Because of an unfortunate incident that occurred earlier this week at our office involving you, Mr. Edward Watkins, myself and others I am now demanding that you make an apology to Mr. Watkins for exhibiting insensitive attitudes towards him in your official capacity here at Borough Hall. This incident follows several other similiar [sic] occurrences that I am aware of and forces me to make this demand in the interest of preserving good relations with the black community. If an immediate apology is not made I will be forced to file a formal complaint with the commission on Human Rights and the State Division of Human Rights on behalf of Mr. Watkins. I will request a full, formal investigation and ask *475those agencies to take whatever action is legally warranted against you. My complaint along with Mr. Watkins formal statement will be prepared and presented to those agencies by my attorney, Mr. James Kelley. Again, my action will be discontinued only upon the issuance by you of a formal apology to Mr. Watkins.

Sincerely,

Ray E. Hagemann”

. The text of the note is set forth at length at the end of this memorandum as Appendix 1.
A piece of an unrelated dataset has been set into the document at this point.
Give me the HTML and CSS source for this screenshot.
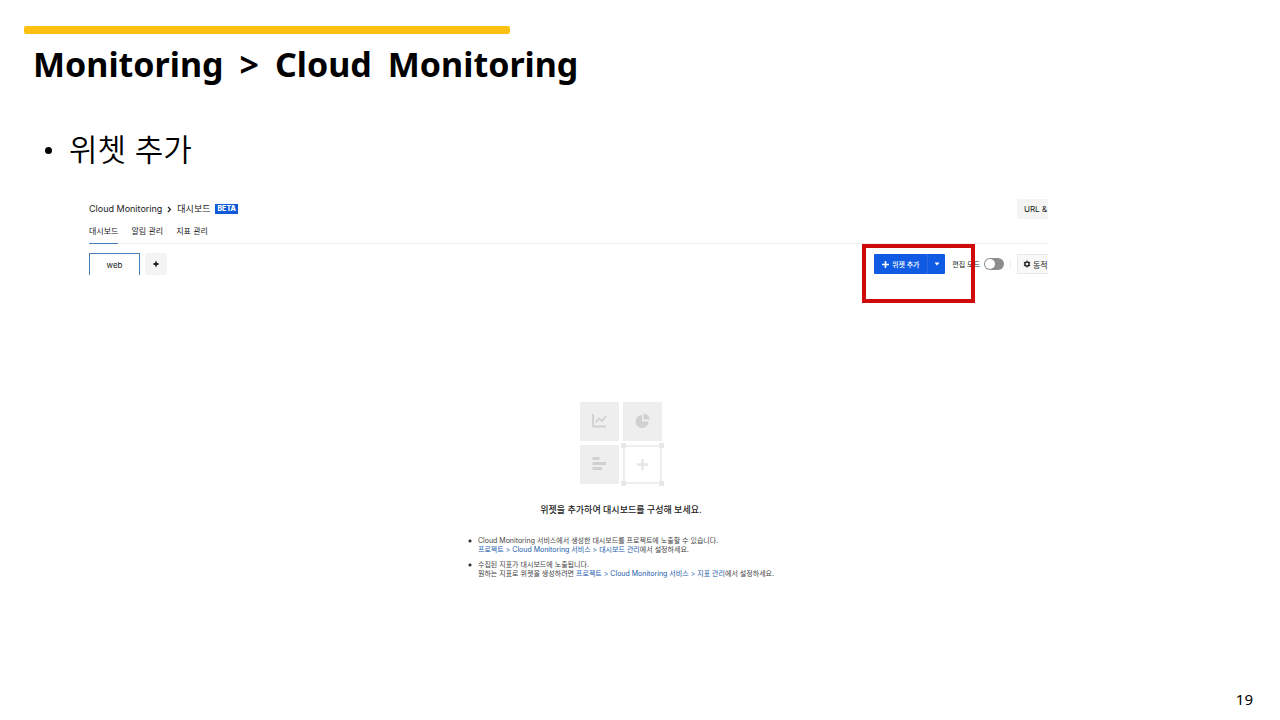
FILE: index.html
```html
<!DOCTYPE html>
<html lang="ko">
<head>
    <meta charset="UTF-8">
    <meta name="viewport" content="width=device-width, initial-scale=1.0">
    <title>Monitoring &gt; Cloud Monitoring</title>
    <link rel="stylesheet" href="styles.css">
</head>
<body>
    <main class="slide">
        <header class="slide-header">
            <div class="accent"></div>
            <h1><span>Monitoring</span> <span>&gt;</span> <span>Cloud</span> <span>Monitoring</span></h1>
        </header>

        <ul class="topics">
            <li>위쳇 추가</li>
        </ul>

        <section class="console">
            <div class="console-head">
                <nav class="breadcrumb">
                    <span>Cloud Monitoring</span>
                    <svg width="5" height="7" viewBox="0 0 5 7"><path d="M1 1l2.5 2.5L1 6" fill="none" stroke="#222" stroke-width="1.2"/></svg>
                    <span>대시보드</span>
                    <span class="beta">BETA</span>
                </nav>
                <button class="side-button url-button">URL &amp;</button>
            </div>

            <nav class="menu">
                <a href="#" class="active">대시보드</a>
                <a href="#">알림 관리</a>
                <a href="#">지표 관리</a>
            </nav>

            <div class="toolbar">
                <button class="board-tab">web</button>
                <button class="board-add" aria-label="대시보드 추가">
                    <svg width="6" height="6" viewBox="0 0 6 6"><path d="M3 .5v5M.5 3h5" stroke="#222" stroke-width="1.8"/></svg>
                </button>

                <div class="widget-group">
                    <button class="widget-add">
                        <svg width="7" height="7" viewBox="0 0 7 7"><path d="M3.5 0v7M0 3.5h7" stroke="#fff" stroke-width="1.6"/></svg>
                        위젯 추가
                    </button>
                    <button class="widget-more" aria-label="더 보기">
                        <svg width="6" height="4" viewBox="0 0 6 4"><path d="M0.5 0.5h5L3 3.6z" fill="#fff"/></svg>
                    </button>
                    <div class="highlight"></div>
                </div>

                <label class="edit-label" for="editMode">편집 모드</label>
                <input type="checkbox" class="toggle" id="editMode">
                <span class="divider"></span>
                <button class="side-button dynamic-button">
                    <svg width="8" height="8" viewBox="0 0 8 8"><circle cx="4" cy="4" r="2.1" fill="none" stroke="#222" stroke-width="1.5"/><path d="M4 .4v1.2M4 6.4v1.2M.9 2.2l1 .6M6.1 5.2l1 .6M.9 5.8l1-.6M6.1 2.8l1-.6" stroke="#222" stroke-width="1.2"/></svg>
                    동적
                </button>
            </div>

            <div class="empty">
                <svg class="empty-icon" width="86" height="86" viewBox="0 0 86 86">
                    <g fill="#eee">
                        <rect x="2" y="2" width="39" height="39"/>
                        <rect x="45" y="2" width="39" height="39"/>
                        <rect x="2" y="45" width="39" height="39"/>
                    </g>
                    <!-- line chart -->
                    <path d="M15 14v12.5H28" fill="none" stroke="#d0d0d0" stroke-width="1.8"/>
                    <path d="M17.5 22.5l3.500-4 3 2.500 4-5" fill="none" stroke="#d0d0d0" stroke-width="1.8"/>
                    <!-- pie chart -->
                    <path d="M64 15v6.5h6.5A6.5 6.5 0 1 1 64 15z" fill="#d0d0d0"/>
                    <path d="M65.5 13.5a6 6 0 0 1 6 6h-6z" fill="#d0d0d0"/>
                    <!-- bar chart -->
                    <path d="M14.5 58.5h7M14.5 63.5h13.5M14.5 68.5h9.5" stroke="#d0d0d0" stroke-width="3"/>
                    <!-- new widget slot -->
                    <rect x="46" y="46" width="37" height="37" fill="#fff" stroke="#eee" stroke-width="2"/>
                    <path d="M43 43h5v5h-5zM81 43h5v5h-5zM43 81h5v5h-5zM81 81h5v5h-5z" fill="#e8e8e8"/>
                    <path d="M64.5 59v11M59 64.5h11" stroke="#e6e6e6" stroke-width="2.4"/>
                </svg>
                <h2>위젯을 추가하여 대시보드를 구성해 보세요.</h2>
                <ul class="guide">
                    <li>Cloud Monitoring 서비스에서 생성한 대시보드를 프로젝트에 노출할 수 있습니다.<br>
                        <a href="#">프로젝트 &gt; Cloud Monitoring 서비스 &gt; 대시보드 관리</a>에서 설정하세요.</li>
                    <li>수집된 지표가 대시보드에 노출됩니다.<br>
                        원하는 지표로 위젯을 생성하려면 <a href="#">프로젝트 &gt; Cloud Monitoring 서비스 &gt; 지표 관리</a>에서 설정하세요.</li>
                </ul>
            </div>
        </section>

        <footer class="page-number">19</footer>
    </main>
</body>
</html>
```
FILE: styles.css
```css
* {
    box-sizing: border-box;
}
body {
    margin: 0;
    background-color: #fff;
    color: #000;
    font-family: "Noto Sans", "Noto Sans CJK KR", sans-serif;
}
button {
    margin: 0;
    padding: 0;
    border: none;
    font: inherit;
    color: inherit;
    cursor: pointer;
}
a {
    color: inherit;
    text-decoration: none;
}
svg {
    flex: none;
}
.slide {
    display: flex;
    flex-direction: column;
    min-height: 100vh;
}
.slide-header {
    padding: 26px 24px 0;
}
.accent {
    width: 486px;
    max-width: 100%;
    height: 8px;
    border-radius: 2px;
    background-color: #fdc010;
}
h1 {
    display: flex;
    flex-wrap: wrap;
    gap: 0 16px;
    margin: 5px 0 0 9px;
    font-size: 34px;
    line-height: 50px;
    font-weight: 700;
}
.topics {
    margin: 37px 0 0;
    padding-left: 69px;
    font-family: "Noto Sans CJK KR", sans-serif;
    font-size: 31px;
    line-height: 44px;
    font-weight: 350;
    list-style: none;
}
.topics li {
    display: flex;
    align-items: center;
}
.topics li::before {
    content: "";
    width: 7px;
    height: 7px;
    margin: 4px 17px 0 -24px;
    border-radius: 50%;
    background-color: #000;
}

/* console */
.console {
    margin: 29px 232px 0 89px;
    overflow: hidden;
    color: #222;
    font-family: Inter, "Noto Sans CJK KR", sans-serif;
    font-size: 8px;
}
.console-head {
    display: flex;
    justify-content: space-between;
    align-items: center;
}
.breadcrumb {
    display: flex;
    align-items: center;
    gap: 5px;
    font-size: 9px;
    line-height: 12px;
    font-weight: 400;
}
.beta {
    padding: 0 2px;
    background-color: #1059d8;
    color: #fff;
    font-size: 7px;
    line-height: 10px;
    font-weight: 800;
}
.side-button {
    display: flex;
    align-items: center;
    width: 31px;
    height: 20px;
    background-color: #f4f4f4;
    white-space: nowrap;
}
.url-button {
    padding-left: 7px;
}
.menu {
    display: flex;
    gap: 13px;
    border-bottom: 1px solid #eee;
}
.menu a {
    height: 25px;
    margin-bottom: -1px;
    line-height: 25px;
    border-bottom: 1px solid transparent;
}
.menu a.active {
    border-bottom-color: #4a7db5;
}
.toolbar {
    display: flex;
    align-items: center;
    padding-top: 9px;
    height: 31px;
}
.board-tab {
    width: 51px;
    height: 22px;
    border: 1px solid #4a7db5;
    border-bottom: none;
    background-color: #fff;
}
.board-add {
    display: flex;
    align-items: center;
    justify-content: center;
    width: 22px;
    height: 22px;
    margin-left: 5px;
    background-color: #f4f4f4;
}
.widget-group {
    position: relative;
    display: flex;
    height: 20px;
    margin-left: auto;
    color: #fff;
    font-size: 7px;
    font-weight: 500;
}
.widget-group button {
    display: flex;
    align-items: center;
    justify-content: center;
    gap: 3px;
    background-color: #0f5be3;
    white-space: nowrap;
}
.widget-add {
    width: 53px;
    border-radius: 1px 0 0 1px;
}
.widget-group .widget-more {
    width: 18px;
    border-left: 1px solid #2a6ae0;
    border-radius: 0 1px 1px 0;
}
.highlight {
    position: absolute;
    top: -10px;
    right: -30px;
    bottom: -29px;
    left: -12px;
    border: 4px solid #cf0a0a;
    pointer-events: none;
}
.edit-label {
    margin-left: 7px;
    font-size: 7px;
}
.toggle {
    appearance: none;
    display: flex;
    width: 20px;
    height: 12px;
    margin: 0 0 0 4px;
    padding: 1px;
    border-radius: 6px;
    background-color: #8c8c8c;
}
.toggle::before {
    content: "";
    width: 10px;
    height: 10px;
    border-radius: 50%;
    background-color: #fff;
}
.toggle:checked {
    justify-content: flex-end;
    background-color: #0f5be3;
}
.divider {
    width: 1px;
    height: 9px;
    margin: 0 6px;
    background-color: #eee;
}
.dynamic-button {
    gap: 2px;
    padding-left: 5px;
    border: 1px solid #e8e8e8;
    border-right: none;
    background-color: #f8f8f8;
}

/* empty state */
.empty {
    display: flex;
    flex-direction: column;
    align-items: center;
    padding: 125px 0 0 105px;
}
h2 {
    margin: 17px 0 0;
    font-size: 9px;
    line-height: 14px;
    font-weight: 500;
}
.guide {
    margin: 19px 0 0;
    padding: 0;
    color: #444;
    font-size: 7px;
    line-height: 9px;
    list-style: none;
}
.guide li {
    padding-left: 10px;
    background: radial-gradient(circle at 2px 5px, #333 1px, transparent 2px) no-repeat;
}
.guide li + li {
    margin-top: 6px;
}
.guide a {
    color: #1a5aa8;
}
.page-number {
    margin-top: auto;
    padding: 0 27px 10px 0;
    font-size: 15px;
    line-height: 22px;
    text-align: right;
}
```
. The Court is aware of the 1964 Second Department decision in Calore v Powell-Savory Corp. (21 AD2d 877, 878), in which the allegedly false statements (not specified in the opinion) were found to be susceptible of *470meaning that the plaintiff, a union president, was guilty of anti-Negro discrimination against its members. It found the statements to be libelous per se, "in view of the temper of the times and the current of contemporary public opinion”. Apparently, given the contrary conclusion in Pritchard (supra), the temper of the times have changed, as a matter of law.

. In Privitera v Town of Phelps (supra), the complaint was allowed to stand because special damages were pleaded, a fact not present here.

. The only reference found to illegal conduct on the basis of race is Penal Law § 240.30, aggravated harassment in the second degree, which requires striking, shoving, kicking, or subjecting another person to physical contact, or threatens or attempts to do so, because of one’s race or color. Also, damaging premises used for religious purposes, by reason of race or color, is aggravated harassment in the first degree.